= Cary Wolinsky =

American photographer (1947–2023)

Cary Wolinsky (October 14, 1947 - June 23, 2023) was a photojournalist and art photographer. He was best known for his photographic stories published regularly in National Geographic magazine starting in 1972.

== Early life and education ==
Wolinsky grew up in Jeannette, Pennsylvania, a glass-manufacturing town. His father was a photographer in Europe throughout World War II. At age twelve, Cary Wolinsky was making photographs of his hometown and creating prints in his basement darkroom.
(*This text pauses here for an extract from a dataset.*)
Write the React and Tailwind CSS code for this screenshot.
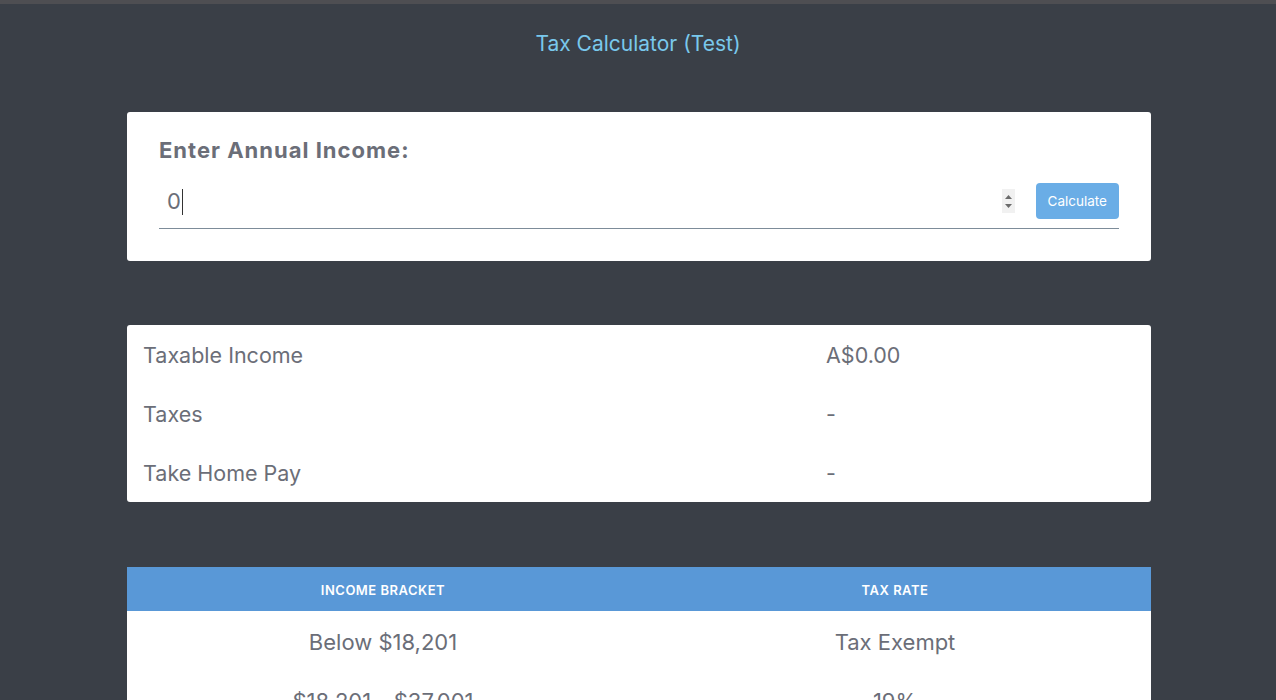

In 1965, Wolinsky entered the photojournalism program at Boston University.

== Photography career ==
Wolinsky began working as a news photographer for The Boston Globe in 1968.

In 1972, he was a freelance photo-story provider to several magazines and became a contract photographer for National Geographic magazine in the mid 1980s.

For a 1988 story on wool published in National Geographic, he wanted to show what a season’s growth of wool on a sheep looked like. He commissioned a professional sheep shearer in Australia to carefully clip one side of a sheep to create a profile view to make the point. The first half-sheared, lopsided sheep toppled over. The 30th sheep shearing worked well and the photograph was used as the lead shot in the article.

Wolinsky's fine art prints have been acquired and exhibited by many museums including Boston’s Museum of Fine Arts, the Cleveland Museum of Art, and the Fogg Museum.